На моих губах появляется самодовольная улыбка от осознания того, что я зарекомендовал себя подобным образом. Нет ничего прекраснее, чем знать, что тебя хотят все. Все, кроме нее.

– Я знаю, – говорит Фелиция, тяжело вздыхая, – но я уже не знаю, как ему намекать на то, что он меня не интересует. Я не хочу его. Он как будто специально постоянно приходит после моих отказов и пытается влюбить меня в себя.

– Детка, это называется желание добиться тебя.

– Это несомненно приятно, но я… я люблю другого.

Услышав эти слова, я начинаю хмуриться и думать, о ком она, черт возьми, сейчас говорит?
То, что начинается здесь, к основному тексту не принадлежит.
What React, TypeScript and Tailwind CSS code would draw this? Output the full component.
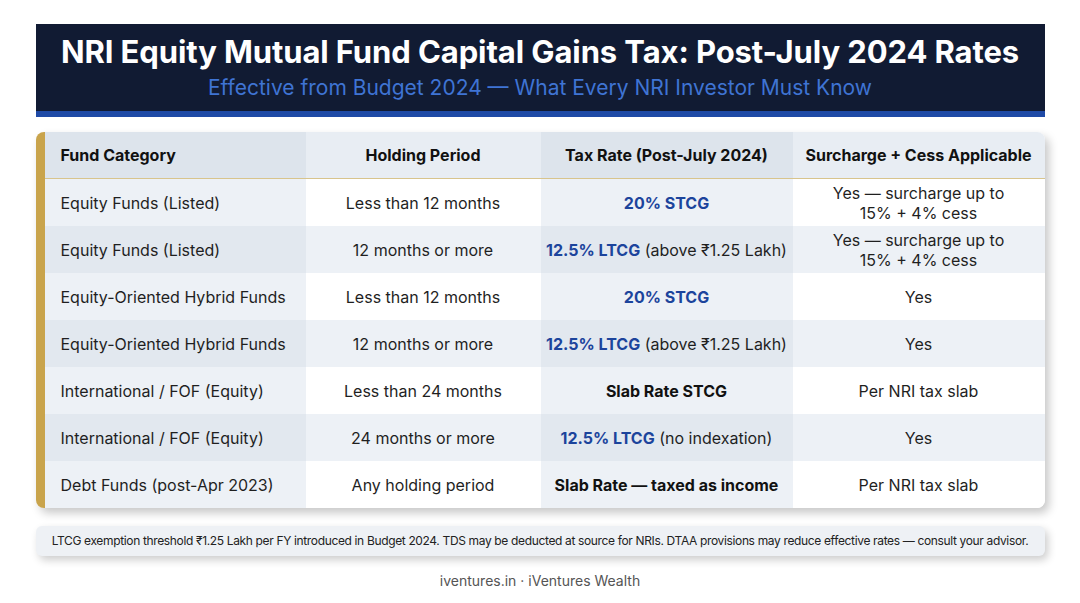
import React from 'react'

type Row = {
  category: string
  period: string
  rate: React.ReactNode
  surcharge: React.ReactNode
}

const twoLine = (
  <span className="leading-[20px]">
    Yes — surcharge up to
    <br />
    15% + 4% cess
  </span>
)

const rows: Row[] = [
  {
    category: 'Equity Funds (Listed)',
    period: 'Less than 12 months',
    rate: <span className="font-bold text-[#1c449c]">20% STCG</span>,
    surcharge: twoLine,
  },
  {
    category: 'Equity Funds (Listed)',
    period: '12 months or more',
    rate: (
      <span>
        <span className="font-bold text-[#1c449c]">12.5% LTCG</span> (above ₹1.25 Lakh)
      </span>
    ),
    surcharge: twoLine,
  },
  {
    category: 'Equity-Oriented Hybrid Funds',
    period: 'Less than 12 months',
    rate: <span className="font-bold text-[#1c449c]">20% STCG</span>,
    surcharge: 'Yes',
  },
  {
    category: 'Equity-Oriented Hybrid Funds',
    period: '12 months or more',
    rate: (
      <span>
        <span className="font-bold text-[#1c449c]">12.5% LTCG</span> (above ₹1.25 Lakh)
      </span>
    ),
    surcharge: 'Yes',
  },
  {
    category: 'International / FOF (Equity)',
    period: 'Less than 24 months',
    rate: <span className="font-bold text-[#111]">Slab Rate STCG</span>,
    surcharge: 'Per NRI tax slab',
  },
  {
    category: 'International / FOF (Equity)',
    period: '24 months or more',
    rate: (
      <span>
        <span className="font-bold text-[#1c449c]">12.5% LTCG</span> (no indexation)
      </span>
    ),
    surcharge: 'Yes',
  },
  {
    category: 'Debt Funds (post-Apr 2023)',
    period: 'Any holding period',
    rate: <span className="font-bold text-[#111]">Slab Rate — taxed as income</span>,
    surcharge: 'Per NRI tax slab',
  },
]

const headers = ['Fund Category', 'Holding Period', 'Tax Rate (Post-July 2024)', 'Surcharge + Cess Applicable']

export default function App() {
  return (
    <div
      className="w-[1080px] h-[603px] bg-white flex flex-col items-center pt-[24px] text-[#1a1a1a]"
      style={{ fontFamily: 'Inter, "Noto Sans", sans-serif' }}
    >
      {/* Title banner */}
      <div className="w-[1009px] h-[93px] bg-[#111b33] border-b-[6px] border-[#1f4aa6] flex flex-col items-center pt-[9px]">
        <h1 className="text-[31px] font-bold text-white leading-[38px] tracking-[-0.1px]">
          NRI Equity Mutual Fund Capital Gains Tax: Post-July 2024 Rates
        </h1>
        <p className="mt-[3px] text-[21px] text-[#3f74d4] leading-[28px]">
          Effective from Budget 2024 — What Every NRI Investor Must Know
        </p>
      </div>

      {/* Table */}
      <div className="mt-[15px] w-[1009px] rounded-[8px] overflow-hidden border-l-[9px] border-[#c9a44c] bg-white shadow-[4px_5px_10px_rgba(0,0,0,0.22)]">
        <div className="grid grid-cols-[261px_235px_252px_252px] h-[47px] border-b border-[#d8c48c] text-[16px] font-bold text-[#111]">
          {headers.map((h, i) => (
            <div
              key={h}
              className={`flex items-center ${i === 0 ? 'justify-start pl-[16px]' : 'justify-center'} ${
                i % 2 === 0 ? 'bg-[#dde4ec]' : 'bg-[#e8edf3]'
              }`}
            >
              {h}
            </div>
          ))}
        </div>
        {rows.map((r, ri) => {
          const even = ri % 2 === 1
          const cells = [r.category, r.period, r.rate, r.surcharge]
          return (
            <div key={ri} className="grid grid-cols-[261px_235px_252px_252px] h-[47px] text-[16px] text-[#1f1f1f]">
              {cells.map((c, ci) => {
                const tinted = ci % 2 === 0
                const bg = even
                  ? tinted
                    ? 'bg-[#e2e8ef]'
                    : 'bg-[#edf1f6]'
                  : tinted
                  ? 'bg-[#edf1f6]'
                  : 'bg-white'
                return (
                  <div
                    key={ci}
                    className={`flex items-center ${
                      ci === 0 ? 'justify-start pl-[16px]' : 'justify-center text-center'
                    } ${bg}`}
                  >
                    {c}
                  </div>
                )
              })}
            </div>
          )
        })}
      </div>

      {/* Footnote */}
      <div className="mt-[18px] w-[1009px] h-[30px] rounded-[6px] bg-[#eef1f5] shadow-[3px_4px_8px_rgba(0,0,0,0.2)] flex items-center justify-center whitespace-nowrap text-[12px] text-[#222] tracking-[-0.35px]">
        LTCG exemption threshold ₹1.25 Lakh per FY introduced in Budget 2024. TDS may be deducted at source for NRIs. DTAA
        provisions may reduce effective rates — consult your advisor.
      </div>

      <div className="mt-[14px] text-[14px] text-[#555]">iventures.in · iVentures Wealth</div>
    </div>
  )
}
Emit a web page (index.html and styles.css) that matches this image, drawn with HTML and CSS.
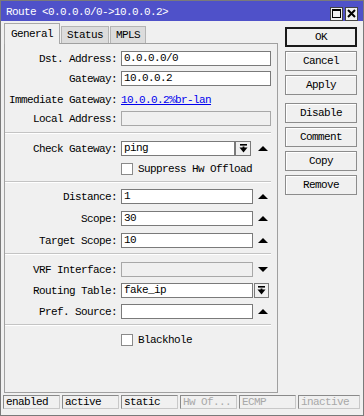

Насколько мне известно, Фелиция одинока, и ее сердце сейчас свободно. Тогда о какой любви к другому парню может идти речь? Если только…

– Хардин Скотт – вымышленный персонаж, Фелиция.

Да, Карлотта, полностью согласен.

– Нет, это не Хардин, – хмыкнув, произносит Фелиция. – Я познакомилась с ним в конце прошлого лета. А месяц назад я летала к нему.

Следующее, что говорит Фелиция просто рвет меня изнутри и подтверждает то, каким слепым придурком я был все это время:

– Когда я была у него, мы переспали. Это был мой первый раз. И он был таким…

– Болезненным? – интересуется Карлотта.

– Волшебным, – мечтательно произносит она. – Когда любишь человека, закрываешь глаза на боль.

– Почему ты не скажешь об этом Тео? Ну, не о том, что ты потрахалась с парнем, которого любишь, а просто о том, что он у тебя есть, – в голосе ее подруги слышится искреннее беспокойство. – Может, тогда он наконец оставит тебя в покое?

– Я не хочу, – говорит уже давно не моя королева, в очередной раз вздыхая. – Я не хочу делать ему больно. Он такой… такой искренний, милый, забавный, – произносит она, явно улыбаясь при этом.

Я держу в руках бархатную коробочку, поглаживая ее большим пальцем, и решаю, что с меня достаточно, и пора оставить все это позади и уйти, но то, что я слышу дальше, доходит до грани внутренней истерики:

– Знаешь, Карлотта, когда я вижу то, как в его глазах загорается особенный блеск при виде меня… Когда понимаешь, что среди всех девушек, он выбрал именно меня, только меня, одну меня… это безумно льстит. Когда я думаю об этом, моя самооценка взлетает до небес. Он…

…просто придурок. Идиот, играющий роль влюбленного щенка в ее изощренном спектакле. Потрясающе. И если бы я услышал это от кого-то, подумал бы, что это ложь. Но тут… она сама все это говорит. И делает это очень искренне.

– То есть, ты хочешь сказать, что просто пользуешься его чувствами? Играешь? – в голосе Карлотты звучат ноты осуждения.

– Нет, что ты… – Фелиция запинается, ее голос становится тише. – Хотя… наверное, это действительно так. А еще это так благоприятно действует на меня. Я стала популярной. Благодаря ему, меня стали замечать. Если раньше просто проходили мимо, то теперь…

Поздравляю, Теодор Каттанео! Так виртуозно тебя еще не разыгрывали. Поэтично и чертовски профессионально.

Странный смех осознания рвется из моей груди, который практически невозможно сдерживать, но я пытаюсь, чтобы не выдать свое присутствие.

Стою и, смотря в одну точку перед собой, прокручиваю в голове каждую встречу с Фелицией, и теперь вижу все немного иначе, не в прекрасно искаженной версии, как видел прежде.

Ее вечные отговорки, уклончивые ответы, деликатные отказы – все складывается в идеальную картину, точнее в одно черное пятно на белом полотне. Вишенкой на торте моей необоснованной увлеченности оказывается ее парень, о существовании которого она забывала даже случайно упомянуть целых полгода.